— Помочь в чём? — спросил Йонас.
— Сбежать, — прошептала мама.
Не было необходимости говорить тише. Все притворялись, что заняты своими ногтями или одеждой, однако они слышали каждое слово. Только Янина внимательно смотрела. Она сидела на коленях возле Йонаса, вылавливая вшей из бровей.
— Прибыв в Германию, они собирались оформить и нам документы на репатриацию.
— А как это — репатриация? — спросила Янина.
— Это когда возвращаются туда, откуда походит твой род, — объяснила я.
— А вы немцы? — спросила она у мамы.
— Нет, милая. Но моя невестка и её семья родились в Германии, — сказала мама. — Мы считали, что через них сможем сделать документы.
— А папа им помогал? Поэтому он был соучастником? — спросила я.
— Соучастником? Он не преступник, Лина. И да, он им помогал. Они ведь наша семья.
— Значит, Йоанна в Германии? — спросила я.
— Скорее всего, — ответила мама. — Но потом всё пошло наперекосяк. Когда они выехали, папа узнал, что в апреле НКВД обыскало их дом. Наверное, кто-то донёс.
— Кому нужно такое делать? — не понял Йонас.
— Литовцам, которые сотрудничают с советской властью. Они рассказывают про других людей, чтобы защитить себя.

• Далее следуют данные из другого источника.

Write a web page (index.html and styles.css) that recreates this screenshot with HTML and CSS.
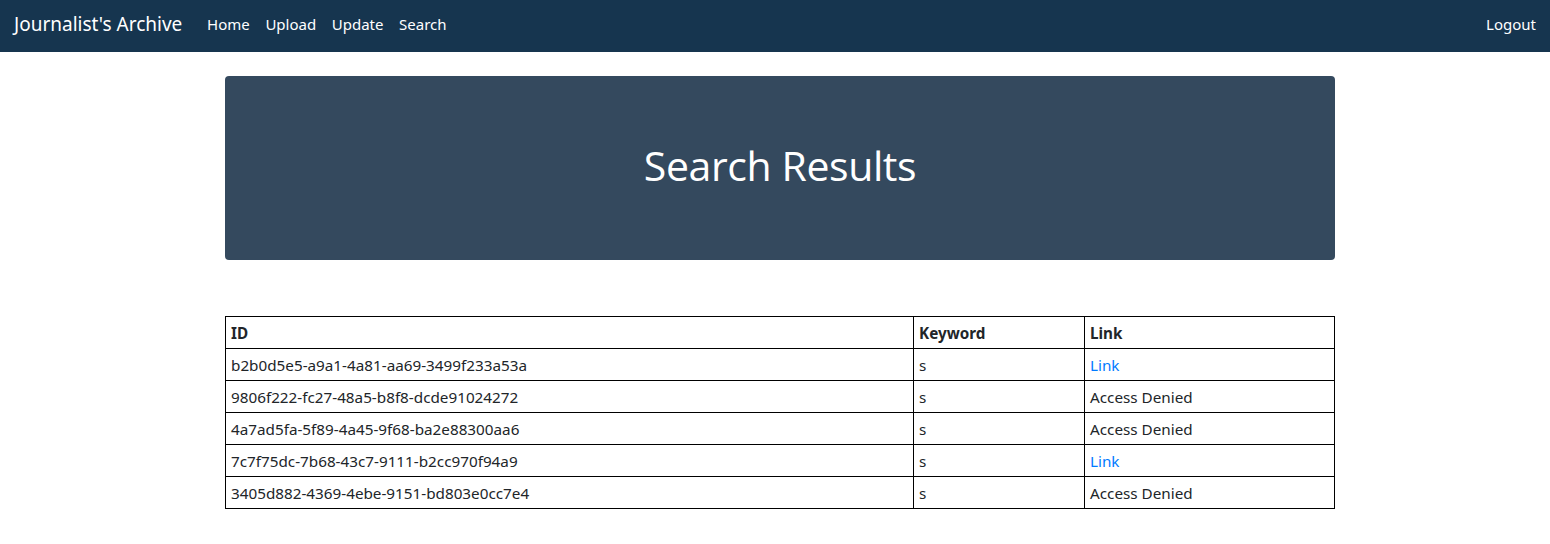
FILE: index.html
```html
<!DOCTYPE html>
<html lang="en">
<head>
<meta charset="utf-8">
<title>Search Results</title>
<link rel="stylesheet" href="styles.css">
</head>
<body>
<nav class="navbar">
  <a class="brand" href="#">Journalist's Archive</a>
  <ul class="nav-links">
    <li><a href="#">Home</a></li>
    <li><a href="#">Upload</a></li>
    <li><a href="#">Update</a></li>
    <li><a href="#">Search</a></li>
  </ul>
  <a class="logout" href="#">Logout</a>
</nav>
<main class="container">
  <section class="jumbotron">
    <h1>Search Results</h1>
  </section>
  <table class="results">
    <thead>
      <tr><th class="col-id">ID</th><th class="col-kw">Keyword</th><th class="col-link">Link</th></tr>
    </thead>
    <tbody>
      <tr><td>b2b0d5e5-a9a1-4a81-aa69-3499f233a53a</td><td>s</td><td><a href="#">Link</a></td></tr>
      <tr><td>9806f222-fc27-48a5-b8f8-dcde91024272</td><td>s</td><td>Access Denied</td></tr>
      <tr><td>4a7ad5fa-5f89-4a45-9f68-ba2e88300aa6</td><td>s</td><td>Access Denied</td></tr>
      <tr><td>7c7f75dc-7b68-43c7-9111-b2cc970f94a9</td><td>s</td><td><a href="#">Link</a></td></tr>
      <tr><td>3405d882-4369-4ebe-9151-bd803e0cc7e4</td><td>s</td><td>Access Denied</td></tr>
    </tbody>
  </table>
</main>
</body>
</html>
```
FILE: styles.css
```css
* { box-sizing: border-box; }
html, body {
  margin: 0;
  padding: 0;
  background: #fff;
  color: #212529;
  font-family: "Noto Sans", "Open Sans", sans-serif;
  font-size: 15.25px;
}
a { text-decoration: none; }

.navbar {
  height: 52px;
  background: #16354f;
  display: flex;
  align-items: center;
  padding: 0 14px 5px;
}
.brand {
  color: #fff;
  font-size: 19px;
  margin-right: 17px;
}
.nav-links {
  list-style: none;
  margin: 0;
  padding: 0;
  display: flex;
  flex: 1;
}
.nav-links a {
  display: block;
  color: #fff;
  font-size: 15px;
  padding: 0 7.8px;
}
.logout {
  color: #fff;
  font-size: 15px;
}

.container {
  width: 1110px;
  margin: 24px 0 0 calc(50% - 550px);
}
.jumbotron {
  background: #34495e;
  border-radius: 4px;
  height: 184px;
  display: flex;
  align-items: center;
  justify-content: center;
  padding-bottom: 6px;
  margin-bottom: 56px;
}
.jumbotron h1 {
  margin: 0;
  color: #fff;
  font-family: "Open Sans", sans-serif;
  font-weight: 400;
  font-size: 41px;
  line-height: 48px;
  letter-spacing: -0.4px;
}

.results {
  width: 100%;
  border-collapse: collapse;
  table-layout: fixed;
}
.results th, .results td {
  border: 1px solid #000;
  height: 32px;
  padding: 0 5px;
  text-align: left;
  vertical-align: middle;
  white-space: nowrap;
}
.results th { font-weight: 700; }
.col-id { width: 688px; }
.col-kw { width: 171px; }
.results td a { color: #007bff; }
```
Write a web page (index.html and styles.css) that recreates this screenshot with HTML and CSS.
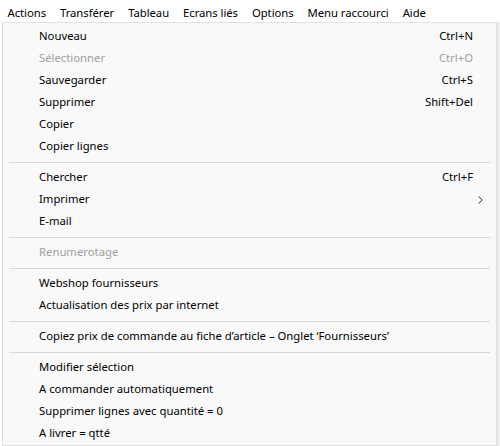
FILE: index.html
```html
<!DOCTYPE html>
<html lang="fr">
<head>
<meta charset="utf-8">
<title>Actions</title>
<link rel="stylesheet" href="styles.css">
</head>
<body>
  <nav class="menubar">
    <span class="menubar-item">Actions</span>
    <span class="menubar-item">Transférer</span>
    <span class="menubar-item">Tableau</span>
    <span class="menubar-item">Ecrans liés</span>
    <span class="menubar-item">Options</span>
    <span class="menubar-item">Menu raccourci</span>
    <span class="menubar-item">Aide</span>
  </nav>

  <div class="workspace">
    <ul class="dropdown">
      <li class="entry"><span class="label">Nouveau</span><span class="shortcut">Ctrl+N</span></li>
      <li class="entry disabled"><span class="label">Sélectionner</span><span class="shortcut">Ctrl+O</span></li>
      <li class="entry"><span class="label">Sauvegarder</span><span class="shortcut">Ctrl+S</span></li>
      <li class="entry"><span class="label">Supprimer</span><span class="shortcut">Shift+Del</span></li>
      <li class="entry"><span class="label">Copier</span></li>
      <li class="entry"><span class="label">Copier lignes</span></li>
      <li class="divider"></li>
      <li class="entry"><span class="label">Chercher</span><span class="shortcut">Ctrl+F</span></li>
      <li class="entry"><span class="label">Imprimer</span><span class="submenu"><svg width="5" height="8" viewBox="0 0 5 8"><path d="M0.6 0.5 L4.3 4 L0.6 7.5" fill="none" stroke="#2b2b2b" stroke-width="1"/></svg></span></li>
      <li class="entry"><span class="label">E-mail</span></li>
      <li class="divider"></li>
      <li class="entry disabled"><span class="label">Renumerotage</span></li>
      <li class="divider"></li>
      <li class="entry"><span class="label">Webshop fournisseurs</span></li>
      <li class="entry"><span class="label">Actualisation des prix par internet</span></li>
      <li class="divider"></li>
      <li class="entry"><span class="label">Copiez prix de commande au fiche d’article – Onglet ‘Fournisseurs’</span></li>
      <li class="divider"></li>
      <li class="entry"><span class="label">Modifier sélection</span></li>
      <li class="entry"><span class="label">A commander automatiquement</span></li>
      <li class="entry"><span class="label">Supprimer lignes avec quantité = 0</span></li>
      <li class="entry"><span class="label">A livrer = qtté</span></li>
    </ul>
    <div class="backdrop"></div>
  </div>
</body>
</html>
```

FILE: styles.css
```css
html, body {
  margin: 0;
  padding: 0;
}

body {
  width: 500px;
  height: 446px;
  overflow: hidden;
  background: #ffffff;
  font-family: "Noto Sans", "Open Sans", sans-serif;
  font-size: 11.3px;
  color: #000000;
}

/* top menu bar */
.menubar {
  display: flex;
  height: 22px;
  box-sizing: border-box;
  padding-top: 2px;
  background: #ffffff;
  white-space: nowrap;
}

.menubar-item {
  line-height: 21px;
  padding: 0 7px;
  letter-spacing: -0.05px;
}

.menubar-item:first-child {
  padding-left: 7.5px;
}

/* area under the bar: open dropdown and the window behind it */
.workspace {
  display: flex;
  padding-left: 2px;
}

.dropdown {
  list-style: none;
  margin: 0;
  width: 495px;
  box-sizing: border-box;
  padding: 2px 0 1px;
  background: #f9f9f9;
  border: 1px solid #dcdcdc;
  border-top-color: #e2e2e2;
}

.entry {
  display: grid;
  grid-template-columns: 1fr auto 23px;
  align-items: center;
  height: 22px;
  line-height: 22px;
  padding-left: 36px;
  white-space: nowrap;
}

.label {
  grid-column: 1;
}

.shortcut {
  grid-column: 2;
  text-align: right;
}

.submenu {
  grid-column: 3;
  display: flex;
  align-items: center;
  padding-left: 5px;
  padding-top: 1px;
}

.disabled {
  color: #a0a0a0;
}

.divider {
  height: 0;
  margin: 5px 6px 3px;
  border-top: 1px solid #d9d9d9;
}

.backdrop {
  flex: 1;
  background: #efefef;
  border-left: 1px solid #e6e6e6;
}
```
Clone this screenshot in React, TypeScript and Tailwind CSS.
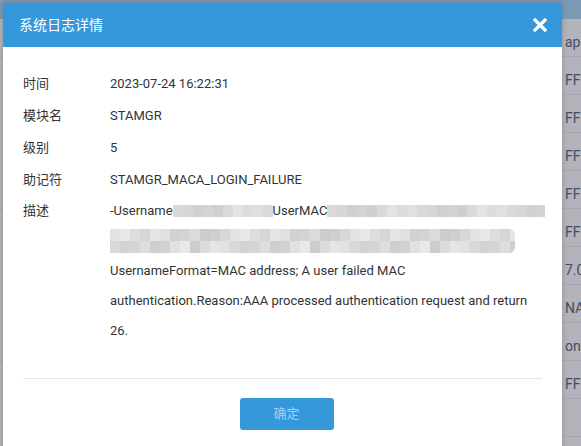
import React from "react";

const bgRows = ["ap8", "FFI", "FFI", "FFI", "FFI", "FFI", "7.0.", "NA-", " on", "FFI", ""];

const mosaicA = ["#d9d9d9", "#cfcfcf", "#e0e0e0", "#d4d4d4", "#dcdcdc", "#d0d0d0", "#e3e3e3", "#d6d6d6", "#dadada"];
const mosaicB = ["#e2e2e2", "#d3d3d3", "#dddddd", "#cccccc", "#e5e5e5", "#d8d8d8", "#d1d1d1", "#e8e8e8", "#dbdbdb", "#d5d5d5", "#cfcfcf", "#e0e0e0"];

function Mosaic({ width, height, rows, palette }: { width: number; height: number; rows: number; palette: string[] }) {
    const cell = 10;
    const cols = Math.ceil(width / cell);
    const ch = height / rows;
    const rects = [];
    for (let r = 0; r < rows; r++) {
        for (let c = 0; c < cols; c++) {
            const color = palette[(c * 7 + r * 5 + ((c * r) % 3)) % palette.length];
            rects.push(<rect key={`${r}-${c}`} x={c * cell} y={r * ch} width={cell} height={ch} fill={color} />);
        }
    }
    return (
        <svg width={width} height={height} className="inline-block align-middle" style={{ borderRadius: rows > 1 ? "0 6px 6px 0" : 0 }}>
            {rects}
        </svg>
    );
}

function Row({ label, children }: { label: string; children: React.ReactNode }) {
    return (
        <div className="flex">
            <div className="w-[87px] shrink-0 leading-[32px]">{label}</div>
            <div className="flex-1">{children}</div>
        </div>
    );
}

export default function App() {
    return (
        <div
            className="relative h-[446px] w-[581px] overflow-hidden bg-[#b3b3bb] text-[13px] text-[#4a4a62]"
            style={{ fontFamily: "Roboto, 'Noto Sans CJK SC', sans-serif" }}
        >
            {/* dimmed page behind */}
            <div className="h-[19px] bg-[#7d9ab5]" />
            <div className="flex flex-col">
                {bgRows.map((t, i) => (
                    <div key={i} className="h-[38px] border-b border-[#a6a6ae] pl-[565px] pt-[14px] whitespace-nowrap text-[14px] leading-[18px]">
                        {t}
                    </div>
                ))}
            </div>

            {/* dialog */}
            <div className="absolute left-[3px] top-[3px] h-[460px] w-[559px] bg-white shadow-[0_0_6px_rgba(0,0,0,0.2)]">
                <div className="flex h-[44px] items-center justify-between bg-[#3498db] pl-[16px] pr-[14px] text-[14px] text-white">
                    <span>系统日志详情</span>
                    <svg width="16" height="16" viewBox="0 0 16 16">
                        <path d="M3 3 L13 13 M13 3 L3 13" stroke="white" strokeWidth="3.2" strokeLinecap="square" />
                    </svg>
                </div>

                <div className="px-[20px] pt-[21px] text-[#333333]">
                    <Row label="时间"><div className="leading-[32px]">2023-07-24 16:22:31</div></Row>
                    <Row label="模块名"><div className="leading-[32px]">STAMGR</div></Row>
                    <Row label="级别"><div className="leading-[32px]">5</div></Row>
                    <Row label="助记符"><div className="leading-[32px]">STAMGR_MACA_LOGIN_FAILURE</div></Row>
                    <div className="flex">
                        <div className="w-[87px] shrink-0 leading-[30px]">描述</div>
                        <div className="flex-1 leading-[30px]">
                            <div className="flex h-[30px] items-center whitespace-nowrap">
                                <span>-Username</span>
                                <Mosaic width={100} height={12} rows={1} palette={mosaicA} />
                                <span>UserMAC</span>
                                <Mosaic width={218} height={12} rows={1} palette={mosaicA} />
                            </div>
                            <div className="flex h-[30px] items-center">
                                <Mosaic width={405} height={24} rows={2} palette={mosaicB} />
                            </div>
                            <div>UsernameFormat=MAC address; A user failed MAC</div>
                            <div>authentication.Reason:AAA processed authentication request and return</div>
                            <div>26.</div>
                        </div>
                    </div>

                    <div className="mt-[32px] border-t border-[#e5e5e5]" />
                    <div className="flex justify-center pl-[8px] pt-[19px]">
                        <button className="h-[32px] w-[94px] rounded-[3px] bg-[#3498db] text-[13px] text-[#a3d0f2]">
                            确定
                        </button>
                    </div>
                </div>
            </div>
        </div>
    );
}
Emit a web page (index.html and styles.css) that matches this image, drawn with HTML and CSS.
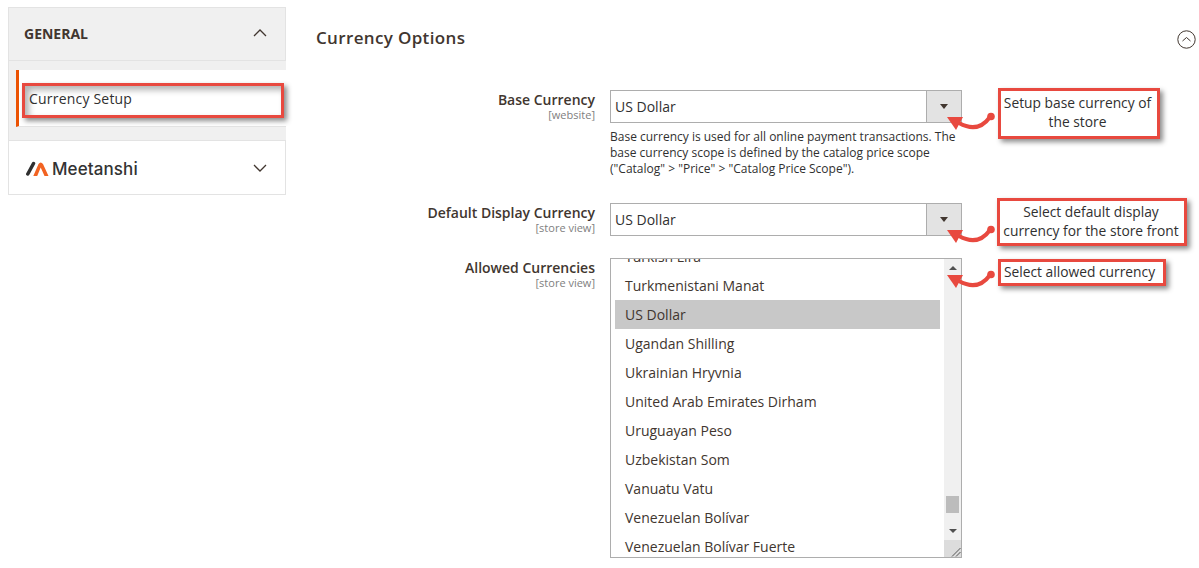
FILE: index.html
```html
<!DOCTYPE html>
<html lang="en">
<head>
    <meta charset="utf-8">
    <meta name="viewport" content="width=device-width, initial-scale=1.0">
    <title>Currency Setup</title>
    <link rel="stylesheet" href="styles.css">
</head>
<body>
    <div class="page">
        <aside class="sidebar">
            <div class="tab tab-general">
                <span class="tab-title">GENERAL</span>
                <svg class="chevron" width="14" height="8" viewBox="0 0 14 8"><path d="M1 7 L7 1 L13 7" fill="none" stroke="#41362f" stroke-width="1.3"/></svg>
            </div>
            <div class="tab-items">
                <div class="tab-item">Currency Setup</div>
            </div>
            <div class="tab tab-brand">
                <span class="brand">
                    <svg width="23" height="15" viewBox="0 0 23 15"><path d="M1.800 13 L7.500 2.500" fill="none" stroke="#303030" stroke-width="3.500" stroke-linecap="round"/><path d="M7.300 15 L12.500 3 Q14.700 0 17 3 L22.500 15 L18.500 15 L14.700 6.500 L11.200 15 Z" fill="#f26322"/></svg>
                    <span class="brand-name">Meetanshi</span>
                </span>
                <svg class="chevron" width="14" height="8" viewBox="0 0 14 8"><path d="M1 1 L7 7 L13 1" fill="none" stroke="#41362f" stroke-width="1.3"/></svg>
            </div>
        </aside>

        <main class="content">
            <div class="section-head">
                <h2 class="section-title">Currency Options</h2>
                <svg class="collapse" width="19" height="19" viewBox="0 0 19 19"><circle cx="9.500" cy="9.500" r="8.700" fill="none" stroke="#41362f" stroke-width="1"/><path d="M5.500 11 L9.500 7.500 L13.500 11" fill="none" stroke="#41362f" stroke-width="1"/></svg>
            </div>

            <div class="field field-base">
                <div class="field-label">
                    <div class="label-text">Base Currency</div>
                    <div class="scope">[website]</div>
                </div>
                <div class="field-control">
                    <div class="select">
                        <span class="select-value">US Dollar</span>
                        <span class="select-button"><span class="caret"></span></span>
                    </div>
                    <p class="note">Base currency is used for all online payment transactions. The base currency scope is defined by the catalog price scope ("Catalog" &gt; "Price" &gt; "Catalog Price Scope").</p>
                </div>
            </div>

            <div class="field field-display">
                <div class="field-label">
                    <div class="label-text">Default Display Currency</div>
                    <div class="scope">[store view]</div>
                </div>
                <div class="field-control">
                    <div class="select">
                        <span class="select-value">US Dollar</span>
                        <span class="select-button"><span class="caret"></span></span>
                    </div>
                </div>
            </div>

            <div class="field field-allowed">
                <div class="field-label">
                    <div class="label-text">Allowed Currencies</div>
                    <div class="scope">[store view]</div>
                </div>
                <div class="field-control">
                    <div class="listbox">
                        <ul class="options">
                            <li>Turkish Lira</li>
                            <li>Turkmenistani Manat</li>
                            <li class="selected">US Dollar</li>
                            <li>Ugandan Shilling</li>
                            <li>Ukrainian Hryvnia</li>
                            <li>United Arab Emirates Dirham</li>
                            <li>Uruguayan Peso</li>
                            <li>Uzbekistan Som</li>
                            <li>Vanuatu Vatu</li>
                            <li>Venezuelan Bolívar</li>
                            <li>Venezuelan Bolívar Fuerte</li>
                        </ul>
                        <div class="scrollbar">
                            <span class="scroll-up"></span>
                            <span class="scroll-thumb"></span>
                            <span class="scroll-down"></span>
                            <span class="scroll-corner">
                                <svg width="10" height="10" viewBox="0 0 10 10"><path d="M1 9.500 L9.500 1 M5 9.500 L9.500 5" stroke="#555" stroke-width="1" fill="none"/></svg>
                            </span>
                        </div>
                    </div>
                </div>
            </div>
        </main>
    </div>

    <!-- red annotations drawn over the screenshot -->
    <div class="callout callout-currency"></div>
    <div class="callout-text callout-base">Setup base currency of the store</div>
    <div class="callout-text callout-display">Select default display currency for the store front</div>
    <div class="callout-text callout-allowed">Select allowed currency</div>

    <svg class="arrow arrow-base" width="52" height="26" viewBox="0 0 52 26"><path d="M13 12 C22 17 34 20 44 6" fill="none" stroke="#e8493f" stroke-width="4" stroke-linecap="round"/><circle cx="45" cy="5.500" r="3.800" fill="#e8493f"/><path d="M1 6 L17 6 L10 19 Z" fill="#e8493f"/></svg>
    <svg class="arrow arrow-display" width="52" height="26" viewBox="0 0 52 26"><path d="M13 12 C22 17 34 20 44 6" fill="none" stroke="#e8493f" stroke-width="4" stroke-linecap="round"/><circle cx="45" cy="5.500" r="3.800" fill="#e8493f"/><path d="M1 6 L17 6 L10 19 Z" fill="#e8493f"/></svg>
    <svg class="arrow arrow-allowed" width="52" height="26" viewBox="0 0 52 26"><path d="M13 12 C22 17 34 20 44 6" fill="none" stroke="#e8493f" stroke-width="4" stroke-linecap="round"/><circle cx="45" cy="5.500" r="3.800" fill="#e8493f"/><path d="M1 6 L17 6 L10 19 Z" fill="#e8493f"/></svg>
</body>
</html>
```

FILE: styles.css
```css
html, body {
    margin: 0;
    padding: 0;
    background-color: #fff;
}

body {
    width: 1199px;
    height: 568px;
    overflow: hidden;
    position: relative;
    font-family: "Open Sans", sans-serif;
    color: #41362f;
}

.page {
    display: flex;
    align-items: flex-start;
    padding: 7px 0 0 8px;
}

/* sidebar */
.sidebar {
    width: 278px;
    flex: none;
    background-color: #f0f0f0;
    box-shadow: inset 1px 0 #e3e3e3;
}

.tab {
    display: flex;
    align-items: center;
    justify-content: space-between;
    box-sizing: border-box;
    border: 1px solid #e3e3e3;
    padding: 0 18px 0 15px;
}

.tab-general {
    height: 54px;
    padding-bottom: 2px;
    background-color: #f0f0f0;
}

.tab-title {
    font-size: 14px;
    font-weight: 700;
    color: #41362f;
}

.tab-items {
    margin-top: 9px;
    margin-bottom: 13px;
    margin-left: 8px;
    background-color: #fff;
    border-left: 3px solid #eb5202;
    border-bottom: 1px solid #e3e3e3;
    height: 56px;
    display: flex;
    align-items: center;
}

.tab-item {
    font-size: 14px;
    letter-spacing: 0.2px;
    padding-left: 10px;
    margin-top: 1px;
    color: #303030;
}

.tab-brand {
    height: 55px;
    padding-left: 17px;
    background-color: #fff;
}

.brand {
    display: flex;
    align-items: center;
    gap: 3px;
    margin-top: 2px;
}

.brand-name {
    font-family: "Inter", sans-serif;
    font-size: 17px;
    font-weight: 500;
    letter-spacing: 0.1px;
    color: #333;
}

/* main form */
.content {
    margin-left: 30px;
    width: 882px;
}

.section-head {
    display: flex;
    justify-content: space-between;
    height: 83px;
    align-items: flex-start;
}

.section-title {
    margin: 20px 0 0;
    font-size: 17px;
    font-weight: 600;
    line-height: 22px;
    letter-spacing: 0.35px;
    color: #41362f;
}

.collapse {
    margin-top: 23px;
    margin-right: 2px;
}

.field {
    display: flex;
}

.field-base {
    height: 113px;
}

.field-display {
    height: 55px;
}

.field-label {
    width: 279px;
    flex: none;
    text-align: right;
}

.label-text {
    font-size: 14px;
    font-weight: 600;
    line-height: 19px;
    color: #41362f;
}

.scope {
    font-size: 11px;
    line-height: 11px;
    color: #808080;
}

.field-control {
    margin-left: 15px;
    width: 352px;
}

.select {
    box-sizing: border-box;
    height: 33px;
    border: 1px solid #adadad;
    display: flex;
    align-items: center;
    justify-content: space-between;
}

.select-value {
    font-size: 14px;
    padding-left: 4px;
    color: #303030;
}

.select-button {
    width: 34px;
    height: 31px;
    background-color: #e3e3e3;
    border-left: 1px solid #adadad;
    display: flex;
    align-items: center;
    justify-content: center;
}

.caret {
    width: 0;
    height: 0;
    border-left: 4px solid transparent;
    border-right: 4px solid transparent;
    border-top: 5px solid #41362f;
}

.note {
    margin: 6px 0 0;
    font-size: 12px;
    line-height: 16px;
    color: #303030;
}

.listbox {
    box-sizing: border-box;
    height: 300px;
    border: 1px solid #adadad;
    display: flex;
    overflow: hidden;
}

.options {
    list-style: none;
    margin: -17px 0 0 4px;
    padding: 0;
    width: 325px;
    flex: none;
}

.options li {
    height: 29px;
    line-height: 29px;
    font-size: 14px;
    padding-left: 10px;
    color: #41362f;
}

.options .selected {
    background-color: #c8c8c8;
}

.scrollbar {
    margin-left: 4px;
    width: 17px;
    flex: none;
    background-color: #f0f0f0;
    position: relative;
}

.scroll-up,
.scroll-down {
    position: absolute;
    left: 5px;
    width: 0;
    height: 0;
    border-left: 4px solid transparent;
    border-right: 4px solid transparent;
}

.scroll-up {
    top: 7px;
    border-bottom: 4px solid #505050;
}

.scroll-down {
    bottom: 24px;
    border-top: 4px solid #505050;
}

.scroll-thumb {
    position: absolute;
    left: 2px;
    top: 237px;
    width: 13px;
    height: 17px;
    background-color: #bcbcbc;
}

.scroll-corner {
    position: absolute;
    left: 0;
    bottom: 0;
    width: 17px;
    height: 17px;
    background-color: #dcdcdc;
    display: flex;
    align-items: flex-end;
    justify-content: flex-end;
}

/* annotations */
.callout {
    position: absolute;
    border: 3px solid #e8493f;
    box-sizing: border-box;
}

.callout-currency {
    left: 22px;
    top: 83px;
    width: 262px;
    height: 35px;
    box-shadow: 3px 3px 5px rgba(0, 0, 0, 0.45), inset 4px 4px 6px rgba(0, 0, 0, 0.3);
}

.callout-text {
    position: absolute;
    box-sizing: border-box;
    border: 3px solid #e8493f;
    background-color: #fff;
    box-shadow: 3px 3px 5px rgba(0, 0, 0, 0.45);
    font-size: 13.8px;
    line-height: 19px;
    color: #303030;
    text-align: center;
    display: flex;
    align-items: center;
    justify-content: center;
}

.callout-base {
    left: 998px;
    top: 88px;
    width: 162px;
    height: 51px;
    padding: 0 3px 4px 0;
}

.callout-display {
    left: 997px;
    top: 198px;
    width: 190px;
    height: 48px;
    padding: 0 2px 2px 0;
}

.callout-allowed {
    left: 998px;
    top: 259px;
    width: 168px;
    height: 27px;
    padding: 0 5px 2px 0;
}

.arrow {
    position: absolute;
    left: 946px;
}

.arrow-base {
    top: 111px;
}

.arrow-display {
    top: 224px;
}

.arrow-allowed {
    top: 269px;
}
```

Кто-то судорожно закашлял.
— Поверить не могу — как это Йоанна мне не сказала!
— А Йоанна не знала! Родители, понятное дело, ей ничего не сказали. Боялись, что она кому-нибудь расскажет. Она думала, что они едут в гости к друзьям их семьи, — объяснила мама.
— Андрюс говорил, в НКВД думали, что у его отца международные контакты. Так СССР считает, что у папы есть связь с кем-то за пределами Литвы, — тихо сказал Йонас. — Значит, он в опасности.
Мама кивнула. Янина встала и легла возле своей матери.
В моей голове проносились разные мысли. Не успевала я разобраться с одной, как появлялась другая. Мы страдаем, а семья Йоанны беспечно и с комфортом живёт в Германии. Мы отдали свои жизни за их жизни. Мама сердилась, что Лысый мне об этом рассказал. Она доверила ему тайну. А он разболтал её за возможность пять минут поносить рукавицы. Неужели маме с папой не приходило на ум доверить секрет нам? Думали ли они о последствиях, когда собирались помогать им сбежать? Я чесала затылок. Вши выкусали мне там целую тропу.
— Какой эгоизм! Как они могли подвергнуть нас такому? — сказала я.
— Им тоже пришлось от чего-то отказаться и кое-что оставить, — сказал Йонас.
Я открыла рот.
— Это ты о чём? Ни от чего они не отказались. Мы всё отдали за них.
— Они оставили свой дом. Дядя — свой магазин. Йоанна — учёбу.
Учёба. Йоанна хотела стать доктором так же сильно, как я — художницей. Я ещё могу рисовать, а вот она не может заниматься медициной, в то время как в Германии неистовствует война. Где она? Знает ли, что с нами случилось? Удалось ли Советскому Союзу скрыть депортации от всего мира? Если да, то на какое время? Я подумала про американское грузовое судно, что поплыло прочь. Догадается ли кто-то искать нас в сибирской тундре? Сталин бы с радостью похоронил нас в снегах и льдах.
Я взяла бумагу и села так, чтобы на неё светил огонь из печки. Во мне закипал гнев. Какая несправедливость! Но ненавидеть Йоанну я не могла. Она в случившемся не виновата. А кто виноват? Я нарисовала две руки, которые держатся одна за другую, но их тянет в разные стороны какая-то сила. На её ладони я нарисовала свастику, на своей руке — серп и молот, а между рук — падающий разорванный литовский флаг.
Я услышала, как кто-то скребётся. Мужчина с часами что-то вырезал из маленькой деревяшки ножом. Дрова потрескивали, с бочки выпрыгивали искры.
— Какая-то она поцарапанная, — заметил Йонас. Он сидел по-турецки на моей кровати и смотрел на одну из репродукций Мунка, которые я получила из Осло.
— Да. Он мастихин использовал — это такой нож, — чтобы придать полотну текстуры, — объяснила я.
— Она от этого словно… растеряна, — сказал Йонас. — Если бы картина не была поцарапана, то у неё было бы грустное выражение лица. А от этих царапин она растеряна.
— Так и есть, — сказала я, длинными движениями зачёсывая тёплые чистые волосы. — А для Мунка эта картина потому и жива. Он сам чувствовал себя растерянным. Он не слишком заботился о пропорциях, а хотел, чтобы чувства были настоящие.
Йонас перевернул страницу и принялся рассматривать другую репродукцию.
— А эта для тебя настоящая? — спросил он, взглянув на меня большими глазами.
— Конечно, — сказала я. — Эта картина называется «Пепел».